--- Exercise prompt ---
Everything from the line with "Output the component" through the line with "let active = $state('Dessiner", inclusive, should be repeated exactly, except the pictures.

(Interface markup and scripts)
######

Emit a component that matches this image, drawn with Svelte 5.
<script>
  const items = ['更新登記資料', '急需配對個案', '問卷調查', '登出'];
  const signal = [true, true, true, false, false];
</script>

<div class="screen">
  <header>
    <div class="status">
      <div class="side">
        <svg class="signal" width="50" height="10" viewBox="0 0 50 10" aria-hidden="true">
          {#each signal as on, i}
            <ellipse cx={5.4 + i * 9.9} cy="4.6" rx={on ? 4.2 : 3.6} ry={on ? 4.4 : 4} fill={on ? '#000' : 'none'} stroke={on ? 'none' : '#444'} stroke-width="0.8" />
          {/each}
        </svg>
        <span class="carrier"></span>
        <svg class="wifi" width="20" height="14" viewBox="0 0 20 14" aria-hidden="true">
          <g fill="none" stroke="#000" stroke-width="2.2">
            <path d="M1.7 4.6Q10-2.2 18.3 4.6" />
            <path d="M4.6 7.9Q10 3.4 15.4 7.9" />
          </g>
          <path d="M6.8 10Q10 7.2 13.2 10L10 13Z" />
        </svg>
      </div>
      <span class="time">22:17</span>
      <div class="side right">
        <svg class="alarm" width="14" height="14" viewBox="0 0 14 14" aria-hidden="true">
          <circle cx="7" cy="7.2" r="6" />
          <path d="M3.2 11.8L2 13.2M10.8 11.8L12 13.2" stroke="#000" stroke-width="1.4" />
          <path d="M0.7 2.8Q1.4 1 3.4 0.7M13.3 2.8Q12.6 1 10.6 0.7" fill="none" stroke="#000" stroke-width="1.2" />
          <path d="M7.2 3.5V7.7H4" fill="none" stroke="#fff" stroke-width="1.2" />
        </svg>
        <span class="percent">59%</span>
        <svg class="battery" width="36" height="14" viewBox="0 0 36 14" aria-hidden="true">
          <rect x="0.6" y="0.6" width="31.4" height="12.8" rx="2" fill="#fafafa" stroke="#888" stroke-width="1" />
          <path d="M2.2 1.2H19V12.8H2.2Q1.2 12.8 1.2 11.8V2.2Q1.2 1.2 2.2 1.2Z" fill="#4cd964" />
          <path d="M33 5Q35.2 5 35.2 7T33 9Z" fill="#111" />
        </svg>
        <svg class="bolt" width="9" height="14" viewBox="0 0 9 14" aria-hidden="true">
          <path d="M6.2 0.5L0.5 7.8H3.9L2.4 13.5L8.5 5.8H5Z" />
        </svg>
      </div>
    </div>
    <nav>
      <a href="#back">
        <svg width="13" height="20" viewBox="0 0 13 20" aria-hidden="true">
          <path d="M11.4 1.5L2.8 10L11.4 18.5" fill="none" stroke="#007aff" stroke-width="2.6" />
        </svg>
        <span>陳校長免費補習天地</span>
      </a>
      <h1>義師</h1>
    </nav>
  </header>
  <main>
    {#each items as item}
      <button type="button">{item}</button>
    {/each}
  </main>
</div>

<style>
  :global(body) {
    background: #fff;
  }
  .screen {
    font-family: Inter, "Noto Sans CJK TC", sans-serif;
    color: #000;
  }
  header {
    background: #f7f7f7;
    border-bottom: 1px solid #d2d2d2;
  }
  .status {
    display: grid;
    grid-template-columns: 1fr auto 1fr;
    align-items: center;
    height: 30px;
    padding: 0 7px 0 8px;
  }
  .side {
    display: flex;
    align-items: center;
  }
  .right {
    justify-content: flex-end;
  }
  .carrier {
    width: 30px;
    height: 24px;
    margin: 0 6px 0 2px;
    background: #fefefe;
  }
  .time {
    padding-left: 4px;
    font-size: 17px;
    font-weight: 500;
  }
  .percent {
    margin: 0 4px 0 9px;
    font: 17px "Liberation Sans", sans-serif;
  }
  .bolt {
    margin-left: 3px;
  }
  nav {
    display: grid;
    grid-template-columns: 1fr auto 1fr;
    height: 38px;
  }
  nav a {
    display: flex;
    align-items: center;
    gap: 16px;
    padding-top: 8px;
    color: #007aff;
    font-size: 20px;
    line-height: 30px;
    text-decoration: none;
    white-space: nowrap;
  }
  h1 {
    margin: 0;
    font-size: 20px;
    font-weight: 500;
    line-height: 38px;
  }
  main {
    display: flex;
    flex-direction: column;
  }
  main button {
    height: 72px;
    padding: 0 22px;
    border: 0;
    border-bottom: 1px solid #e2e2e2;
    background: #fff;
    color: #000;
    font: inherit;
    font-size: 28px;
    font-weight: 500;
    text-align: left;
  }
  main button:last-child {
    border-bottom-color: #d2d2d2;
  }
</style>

######

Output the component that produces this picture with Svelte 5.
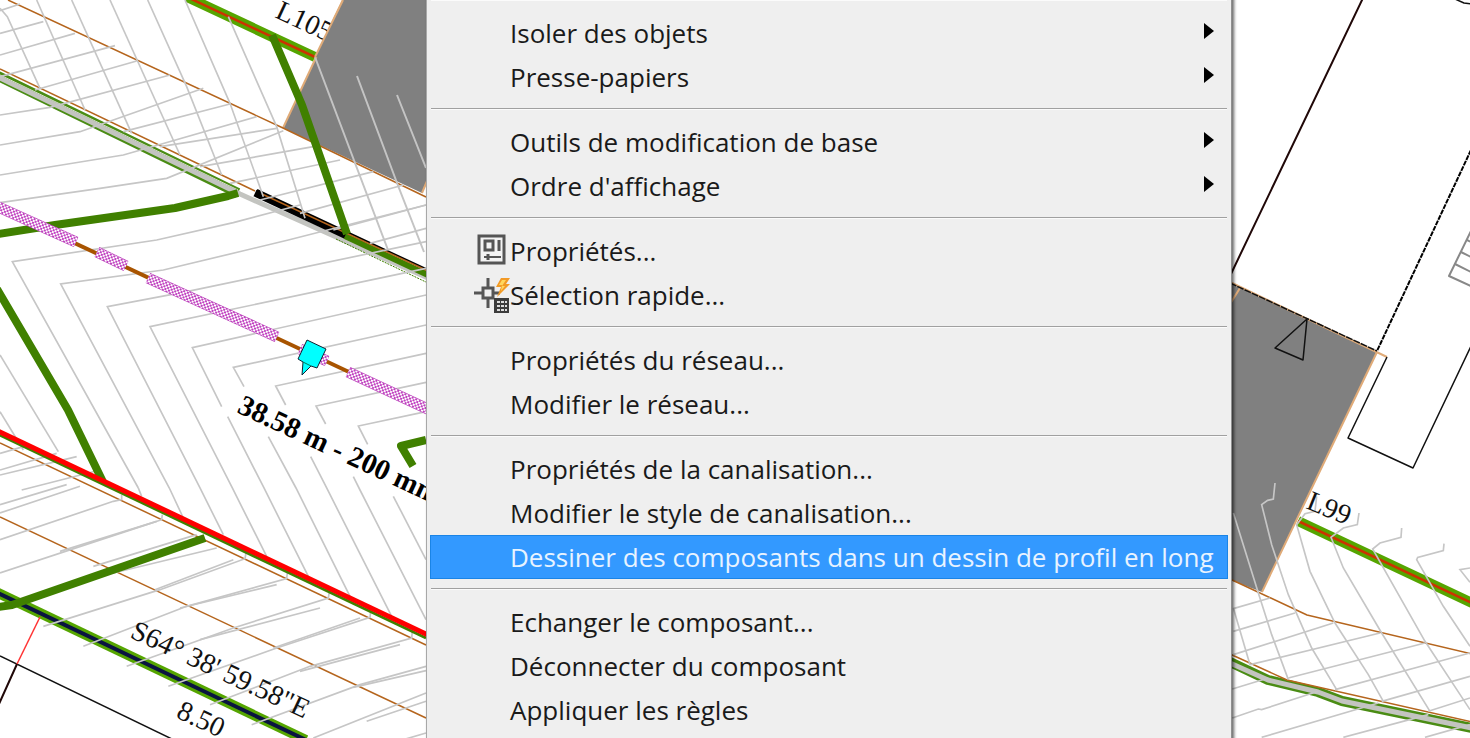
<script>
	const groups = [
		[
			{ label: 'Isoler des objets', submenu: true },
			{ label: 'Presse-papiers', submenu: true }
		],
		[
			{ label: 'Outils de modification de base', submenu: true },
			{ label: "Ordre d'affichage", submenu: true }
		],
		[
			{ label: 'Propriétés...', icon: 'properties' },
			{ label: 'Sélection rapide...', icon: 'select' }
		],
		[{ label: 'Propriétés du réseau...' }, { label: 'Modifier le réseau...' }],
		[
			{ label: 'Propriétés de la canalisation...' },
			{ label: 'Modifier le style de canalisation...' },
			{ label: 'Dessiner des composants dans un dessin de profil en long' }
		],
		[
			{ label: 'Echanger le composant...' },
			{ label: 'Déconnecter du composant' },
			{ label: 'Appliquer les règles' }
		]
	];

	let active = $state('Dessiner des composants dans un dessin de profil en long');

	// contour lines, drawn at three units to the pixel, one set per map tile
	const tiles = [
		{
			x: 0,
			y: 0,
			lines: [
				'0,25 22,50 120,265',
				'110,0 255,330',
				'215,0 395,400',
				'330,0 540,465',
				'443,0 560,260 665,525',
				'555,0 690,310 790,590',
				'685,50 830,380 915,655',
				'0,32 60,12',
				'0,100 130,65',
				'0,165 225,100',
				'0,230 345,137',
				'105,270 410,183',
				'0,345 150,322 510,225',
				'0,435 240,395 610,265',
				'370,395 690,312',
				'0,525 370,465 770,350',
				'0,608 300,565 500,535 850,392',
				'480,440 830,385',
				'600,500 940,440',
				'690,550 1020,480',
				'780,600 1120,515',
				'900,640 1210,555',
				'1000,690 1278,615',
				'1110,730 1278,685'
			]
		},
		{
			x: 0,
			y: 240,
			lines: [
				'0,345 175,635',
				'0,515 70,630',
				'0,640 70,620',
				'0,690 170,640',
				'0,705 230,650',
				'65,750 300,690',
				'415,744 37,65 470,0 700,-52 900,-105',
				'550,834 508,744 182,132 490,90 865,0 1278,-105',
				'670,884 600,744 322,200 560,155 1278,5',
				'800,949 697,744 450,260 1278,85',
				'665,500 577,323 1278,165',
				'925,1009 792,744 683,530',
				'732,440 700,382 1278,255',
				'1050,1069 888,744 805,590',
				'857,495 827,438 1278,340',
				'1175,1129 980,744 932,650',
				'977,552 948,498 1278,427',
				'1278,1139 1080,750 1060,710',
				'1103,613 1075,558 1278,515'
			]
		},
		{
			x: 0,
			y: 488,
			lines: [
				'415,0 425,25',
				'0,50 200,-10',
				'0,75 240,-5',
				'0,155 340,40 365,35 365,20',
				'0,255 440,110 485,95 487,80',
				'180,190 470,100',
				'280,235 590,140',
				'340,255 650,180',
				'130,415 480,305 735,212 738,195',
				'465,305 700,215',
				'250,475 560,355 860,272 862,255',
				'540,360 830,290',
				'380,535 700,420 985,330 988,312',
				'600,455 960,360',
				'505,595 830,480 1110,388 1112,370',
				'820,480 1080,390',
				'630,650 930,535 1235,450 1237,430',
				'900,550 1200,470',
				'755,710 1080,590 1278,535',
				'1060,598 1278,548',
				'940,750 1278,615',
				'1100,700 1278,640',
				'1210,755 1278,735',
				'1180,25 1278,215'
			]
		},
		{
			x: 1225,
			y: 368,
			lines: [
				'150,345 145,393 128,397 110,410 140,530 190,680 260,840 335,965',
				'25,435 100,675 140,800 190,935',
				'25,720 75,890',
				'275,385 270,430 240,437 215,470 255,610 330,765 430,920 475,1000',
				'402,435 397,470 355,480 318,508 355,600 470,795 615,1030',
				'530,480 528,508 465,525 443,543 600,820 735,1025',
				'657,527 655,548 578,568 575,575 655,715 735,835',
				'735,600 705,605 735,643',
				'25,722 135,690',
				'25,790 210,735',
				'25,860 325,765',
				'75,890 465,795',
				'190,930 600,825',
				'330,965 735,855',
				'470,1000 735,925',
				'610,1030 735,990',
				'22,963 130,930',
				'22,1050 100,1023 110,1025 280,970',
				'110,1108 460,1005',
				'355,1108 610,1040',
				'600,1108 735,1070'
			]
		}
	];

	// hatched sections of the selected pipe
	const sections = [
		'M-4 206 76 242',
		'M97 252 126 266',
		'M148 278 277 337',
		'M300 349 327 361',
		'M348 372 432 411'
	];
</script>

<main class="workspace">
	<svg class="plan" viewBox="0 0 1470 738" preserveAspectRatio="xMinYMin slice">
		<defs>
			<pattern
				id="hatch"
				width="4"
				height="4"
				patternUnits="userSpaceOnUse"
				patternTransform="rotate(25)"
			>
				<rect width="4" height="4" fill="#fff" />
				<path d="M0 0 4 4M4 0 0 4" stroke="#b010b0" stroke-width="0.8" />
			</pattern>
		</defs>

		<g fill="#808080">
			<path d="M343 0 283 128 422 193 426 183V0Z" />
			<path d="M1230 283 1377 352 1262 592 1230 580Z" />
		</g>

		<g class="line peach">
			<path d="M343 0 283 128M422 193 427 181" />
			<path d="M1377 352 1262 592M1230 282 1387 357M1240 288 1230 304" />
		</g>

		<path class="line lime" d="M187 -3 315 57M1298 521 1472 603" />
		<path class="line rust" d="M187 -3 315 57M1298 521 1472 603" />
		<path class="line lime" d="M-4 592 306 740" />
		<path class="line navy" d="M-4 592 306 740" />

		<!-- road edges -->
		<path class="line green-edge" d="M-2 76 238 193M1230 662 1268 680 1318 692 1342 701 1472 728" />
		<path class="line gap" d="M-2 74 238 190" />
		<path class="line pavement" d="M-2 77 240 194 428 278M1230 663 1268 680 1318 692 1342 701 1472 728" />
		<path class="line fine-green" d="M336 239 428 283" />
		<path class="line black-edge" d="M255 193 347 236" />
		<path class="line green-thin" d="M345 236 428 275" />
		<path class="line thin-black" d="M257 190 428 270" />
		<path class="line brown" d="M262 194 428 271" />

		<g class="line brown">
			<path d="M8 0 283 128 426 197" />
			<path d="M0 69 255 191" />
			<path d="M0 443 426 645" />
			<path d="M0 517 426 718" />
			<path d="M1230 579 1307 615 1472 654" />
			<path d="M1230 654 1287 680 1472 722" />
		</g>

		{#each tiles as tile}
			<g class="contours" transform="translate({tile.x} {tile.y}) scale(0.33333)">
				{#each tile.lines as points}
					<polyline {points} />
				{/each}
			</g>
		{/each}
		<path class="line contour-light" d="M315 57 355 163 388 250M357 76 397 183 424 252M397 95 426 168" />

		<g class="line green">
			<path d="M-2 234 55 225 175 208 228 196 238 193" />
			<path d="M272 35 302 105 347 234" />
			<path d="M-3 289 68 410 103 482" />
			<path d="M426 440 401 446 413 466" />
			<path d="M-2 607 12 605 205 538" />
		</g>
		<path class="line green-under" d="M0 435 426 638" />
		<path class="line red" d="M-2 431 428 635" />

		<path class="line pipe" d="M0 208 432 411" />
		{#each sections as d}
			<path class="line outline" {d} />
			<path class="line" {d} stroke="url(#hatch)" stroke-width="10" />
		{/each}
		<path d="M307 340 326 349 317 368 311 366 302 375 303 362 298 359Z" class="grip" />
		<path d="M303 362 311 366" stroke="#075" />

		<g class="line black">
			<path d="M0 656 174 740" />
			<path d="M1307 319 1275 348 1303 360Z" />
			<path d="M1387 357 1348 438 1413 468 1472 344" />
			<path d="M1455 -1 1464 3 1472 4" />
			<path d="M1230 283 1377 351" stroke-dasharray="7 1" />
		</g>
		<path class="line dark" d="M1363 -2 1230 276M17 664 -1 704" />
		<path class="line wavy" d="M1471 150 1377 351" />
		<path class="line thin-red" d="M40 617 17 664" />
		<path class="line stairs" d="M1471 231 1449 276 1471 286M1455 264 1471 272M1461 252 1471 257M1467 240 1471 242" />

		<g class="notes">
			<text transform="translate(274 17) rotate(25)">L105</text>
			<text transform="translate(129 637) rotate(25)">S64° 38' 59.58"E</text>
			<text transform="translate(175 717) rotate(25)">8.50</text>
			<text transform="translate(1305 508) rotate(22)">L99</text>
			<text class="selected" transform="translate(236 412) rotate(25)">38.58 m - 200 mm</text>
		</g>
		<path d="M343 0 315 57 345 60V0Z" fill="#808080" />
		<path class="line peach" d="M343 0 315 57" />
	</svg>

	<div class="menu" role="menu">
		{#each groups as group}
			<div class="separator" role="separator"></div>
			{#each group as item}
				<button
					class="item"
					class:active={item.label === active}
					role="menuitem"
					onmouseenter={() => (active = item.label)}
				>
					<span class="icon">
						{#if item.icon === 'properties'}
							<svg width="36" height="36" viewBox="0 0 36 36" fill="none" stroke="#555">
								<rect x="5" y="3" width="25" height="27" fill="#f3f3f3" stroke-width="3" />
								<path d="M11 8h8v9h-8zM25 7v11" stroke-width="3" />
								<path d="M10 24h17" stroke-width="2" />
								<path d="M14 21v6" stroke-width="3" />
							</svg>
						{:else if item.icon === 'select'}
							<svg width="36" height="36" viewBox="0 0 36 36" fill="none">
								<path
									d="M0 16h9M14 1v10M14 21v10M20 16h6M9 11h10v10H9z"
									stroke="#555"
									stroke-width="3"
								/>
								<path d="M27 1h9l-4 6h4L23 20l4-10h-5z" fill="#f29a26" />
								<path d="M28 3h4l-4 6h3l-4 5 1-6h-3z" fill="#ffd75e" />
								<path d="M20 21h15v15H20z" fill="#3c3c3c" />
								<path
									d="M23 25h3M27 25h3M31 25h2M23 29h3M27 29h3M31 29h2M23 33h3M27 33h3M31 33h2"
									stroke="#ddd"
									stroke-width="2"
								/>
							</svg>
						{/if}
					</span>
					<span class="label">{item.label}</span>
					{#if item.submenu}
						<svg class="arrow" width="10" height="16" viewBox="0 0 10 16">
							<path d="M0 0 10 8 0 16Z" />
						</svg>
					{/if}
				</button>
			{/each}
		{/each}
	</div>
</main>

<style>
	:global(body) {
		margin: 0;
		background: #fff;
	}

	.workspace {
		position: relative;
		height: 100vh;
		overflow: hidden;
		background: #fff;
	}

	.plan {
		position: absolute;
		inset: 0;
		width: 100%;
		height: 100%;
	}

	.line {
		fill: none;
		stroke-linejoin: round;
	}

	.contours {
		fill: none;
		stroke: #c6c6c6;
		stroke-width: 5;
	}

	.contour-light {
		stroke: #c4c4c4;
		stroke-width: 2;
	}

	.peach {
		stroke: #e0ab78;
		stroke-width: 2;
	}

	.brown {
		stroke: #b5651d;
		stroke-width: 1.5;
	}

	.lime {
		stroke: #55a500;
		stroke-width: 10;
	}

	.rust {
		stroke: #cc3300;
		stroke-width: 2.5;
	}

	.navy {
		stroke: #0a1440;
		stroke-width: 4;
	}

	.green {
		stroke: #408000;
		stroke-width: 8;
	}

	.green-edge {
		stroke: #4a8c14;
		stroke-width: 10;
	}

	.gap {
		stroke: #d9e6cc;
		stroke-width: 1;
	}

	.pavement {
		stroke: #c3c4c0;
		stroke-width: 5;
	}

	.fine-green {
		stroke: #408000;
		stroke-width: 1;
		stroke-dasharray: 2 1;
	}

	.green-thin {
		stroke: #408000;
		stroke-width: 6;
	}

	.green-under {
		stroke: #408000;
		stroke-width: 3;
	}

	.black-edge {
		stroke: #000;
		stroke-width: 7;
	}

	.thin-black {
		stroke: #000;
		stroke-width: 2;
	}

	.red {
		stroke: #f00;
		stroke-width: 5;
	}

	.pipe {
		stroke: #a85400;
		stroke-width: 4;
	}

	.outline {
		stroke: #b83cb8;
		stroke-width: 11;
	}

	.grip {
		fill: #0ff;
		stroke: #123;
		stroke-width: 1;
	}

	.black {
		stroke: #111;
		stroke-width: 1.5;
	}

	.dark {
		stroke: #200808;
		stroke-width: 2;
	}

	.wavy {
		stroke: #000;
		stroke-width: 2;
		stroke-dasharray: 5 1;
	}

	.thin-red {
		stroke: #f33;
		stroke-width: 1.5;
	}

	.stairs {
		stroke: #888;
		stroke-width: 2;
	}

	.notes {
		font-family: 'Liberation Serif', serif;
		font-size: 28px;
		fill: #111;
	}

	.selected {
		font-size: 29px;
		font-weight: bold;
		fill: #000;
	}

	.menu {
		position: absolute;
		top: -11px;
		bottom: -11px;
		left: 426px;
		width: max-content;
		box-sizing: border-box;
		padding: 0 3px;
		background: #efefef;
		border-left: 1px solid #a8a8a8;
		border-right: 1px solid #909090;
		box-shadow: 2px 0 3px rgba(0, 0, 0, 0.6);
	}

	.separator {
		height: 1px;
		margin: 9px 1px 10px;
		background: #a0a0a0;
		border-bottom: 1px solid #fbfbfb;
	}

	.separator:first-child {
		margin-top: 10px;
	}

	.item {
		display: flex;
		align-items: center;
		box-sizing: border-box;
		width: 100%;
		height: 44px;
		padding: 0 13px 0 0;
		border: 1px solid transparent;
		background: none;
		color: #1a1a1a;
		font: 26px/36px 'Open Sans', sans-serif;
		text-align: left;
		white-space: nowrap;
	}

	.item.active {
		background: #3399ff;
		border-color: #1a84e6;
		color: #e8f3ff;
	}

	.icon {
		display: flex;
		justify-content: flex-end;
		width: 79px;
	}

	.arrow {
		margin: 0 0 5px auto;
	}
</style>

######

--- Correct response ---
Output the component that produces this picture with Svelte 5.
<script>
	const groups = [
		[
			{ label: 'Isoler des objets', submenu: true },
			{ label: 'Presse-papiers', submenu: true }
		],
		[
			{ label: 'Outils de modification de base', submenu: true },
			{ label: "Ordre d'affichage", submenu: true }
		],
		[
			{ label: 'Propriétés...', icon: 'properties' },
			{ label: 'Sélection rapide...', icon: 'select' }
		],
		[{ label: 'Propriétés du réseau...' }, { label: 'Modifier le réseau...' }],
		[
			{ label: 'Propriétés de la canalisation...' },
			{ label: 'Modifier le style de canalisation...' },
			{ label: 'Dessiner des composants dans un dessin de profil en long' }
		],
		[
			{ label: 'Echanger le composant...' },
			{ label: 'Déconnecter du composant' },
			{ label: 'Appliquer les règles' }
		]
	];

	let active = $state('Dessiner des composants dans un dessin de profil en long');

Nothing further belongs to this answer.